Jordan’s gaze snaps to me, and in her eyes I see the same realization that’s sitting like a stone in my gut: this isn’t just Kaijen drama.

This isn’t just the Nine squeezing tribute.

This is a network reaching beyond Gur, beyond the Alliance, beyond the Coalition—something old and patient and wealthy enough to buy massacres like they’re advertisements.

I exhale slowly, tasting smoke and rage.

“This is bigger,” Jordan says quietly.

“Yeah,” I answer, voice rough. “It is.”

She looks at the corridor behind me, toward Kel’s office, toward the seat of power that’s been compromised. “So what now?”

I tighten my grip on the merc’s collar.

Now?

Now I do what I should’ve done the moment I stepped back into the Nun: I stop thinking like a convict who wants to survive and start thinking like a goddamn Kaijen who wants to win.

“We trace the money,” I say. “We break the shells. We find who’s pulling strings. And if Kel’s too scared to let me chase Yatori, then I’ll chase the thing that scares him.”

Jordan’s mouth tightens. “You’re going to start a war in your own house.”

I glance at her. “Honey, the war already started. They just fired the first shot through my window.”

Jordan’s eyes flick, and for the first time since Yatori I see something shift inside her—not trust, not yet, but recognition.

The understanding that the world isn’t divided into neat columns labeled “good” and “bad,” “Alliance” and “Coalition,” “law” and “crime.” It’s divided into predators and prey, and someone out there is trying to turn the whole galaxy into a feeding ground.
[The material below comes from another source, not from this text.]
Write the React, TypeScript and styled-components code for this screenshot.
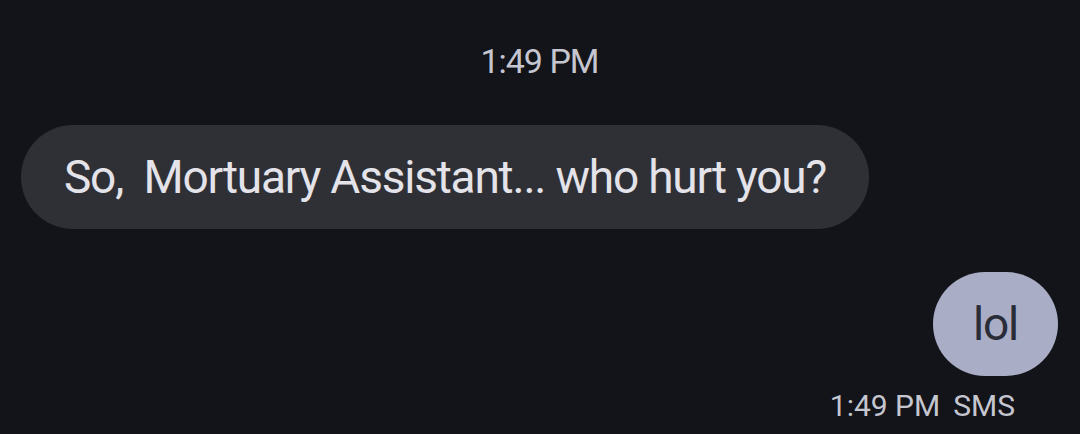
import styled, { createGlobalStyle } from "styled-components";

const GlobalStyle = createGlobalStyle`
    html, body {
        margin: 0;
        padding: 0;
        background-color: #131419;
    }
    body {
        font-family: Roboto, "Noto Sans", "Liberation Sans", sans-serif;
    }
`;

const Thread = styled.div`
    width: 1080px;
    height: 434px;
    box-sizing: border-box;
    padding: 41px 22px 0 21px;
    display: flex;
    flex-direction: column;
    overflow: hidden;
`;

const Timestamp = styled.div`
    text-align: center;
    font-size: 34px;
    line-height: 40px;
    letter-spacing: -1px;
    color: #c5c6d0;
`;

const Row = styled.div<{ $outgoing?: boolean }>`
    display: flex;
    justify-content: ${(p) => (p.$outgoing ? "flex-end" : "flex-start")};
    margin-top: ${(p) => (p.$outgoing ? "43px" : "44px")};
`;

const Bubble = styled.div<{ $outgoing?: boolean }>`
    box-sizing: border-box;
    height: 104px;
    border-radius: 52px;
    padding: 0 ${(p) => (p.$outgoing ? "40px" : "43px")};
    display: flex;
    align-items: center;
    font-size: 46px;
    letter-spacing: -1.2px;
    white-space: pre;
    background-color: ${(p) => (p.$outgoing ? "#a9aec6" : "#2f3036")};
    color: ${(p) => (p.$outgoing ? "#2a2c37" : "#e3e3e9")};
`;

const Status = styled.div`
    display: flex;
    justify-content: flex-end;
    gap: 13px;
    margin-top: 12px;
    padding-right: 43px;
    font-size: 30px;
    line-height: 36px;
    color: #c5c6d0;
`;

export default function App() {
    return (
        <>
            <GlobalStyle />
            <Thread>
                <Timestamp>1:49 PM</Timestamp>
                <Row>
                    <Bubble>So,  Mortuary Assistant... who hurt you?</Bubble>
                </Row>
                <Row $outgoing>
                    <Bubble $outgoing>lol</Bubble>
                </Row>
                <Status>
                    <span>1:49 PM</span>
                    <span>SMS</span>
                </Status>
            </Thread>
        </>
    );
}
I drag the merc onward, toward a secure room where screams can’t reach and cameras can’t lie.

Behind us, the Nun’s lights pulse faint red along exit routes as civilians flee, and above us, in the penthouse levels, tribute accounts keep scrolling upward like the price of silence.

And in my chest, beneath the anger, something colder and sharper settles into place.

Purpose.

Because this is no longer about family politics.

This is about whoever thinks they can buy reality—and get away with it.

Not in my house.

Not with her standing beside me, carrying proof like a weapon, eyes bright with fury and intelligence and a stubborn refusal to shut up.

I’m going to pull this whole rotten machine apart.